Ich muss es Ihnen sagen: Nicht SPD, CDU oder Linkspartei, sondern wir Grünen waren die Ersten, die hier im Haus für mehr Mieterschutz und Investitionen in den sozialen Wohnungsbau gestritten haben. In den Bezirken, in denen die Grünen Verantwortung tragen, gibt es heute die meisten Milieuschutzgebiete

[Torsten Schneider (SPD): Oh, mein Gott!]

und es wurde dort in den vergangenen Jahren auch am meisten gebaut.

[Beifall bei den GRÜNEN – Heiko Melzer (CDU): Es herrscht doch das reinste Chaos in den Bezirken!]

Wir sagen aber auch: Neubau ist gut, es reicht allein aber nicht aus, wenn Bagger für den Wohnungsbau rollen. Wir brauchen durchmischte und lebendige Quartiere, das, was die Menschen sich wünschen, damit auch weiter Familien in der Stadt leben können, wenn sie ihr zweites oder drittes Kind bekommen. Dafür werden wir Grüne sorgen und in den nächsten zehn Jahren mindestens 50 neue Schulen in Berlin bauen.

[Beifall bei den GRÜNEN – Sven Rissmann (CDU): Nächsten zehn Jahre? – Zuruf von Torsten Schneider (SPD) – Zuruf: Wo denn?]
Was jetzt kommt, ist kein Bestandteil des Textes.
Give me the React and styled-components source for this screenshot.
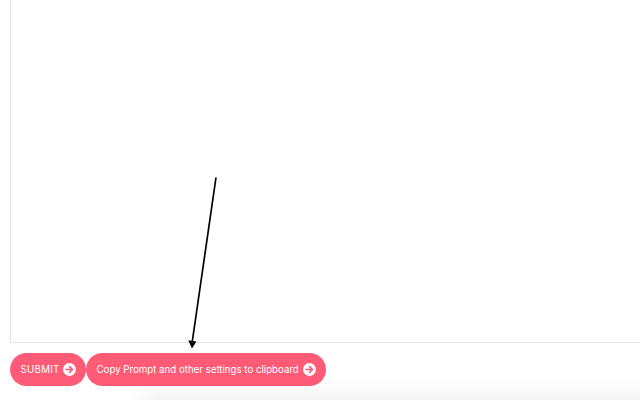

Auch der ÖPNV muss mit der Bevölkerung wachsen, der Energieverbrauch und der CO2-Ausstoß sollten es hingegen nicht. Oder sind wir inzwischen die Einzigen, die Berlins Klimaschutzvorgaben überhaupt noch erfüllen möchten?

[Torsten Schneider (SPD): Das ist ja abenteuerlich!]

Das ist die Antwort der SPD zum Thema Klimaschutz: „abenteuerlich“! – Vielen Dank!

[Torsten Schneider (SPD): Nee! Das ist der Kommentar zu Ihrer Forderung!]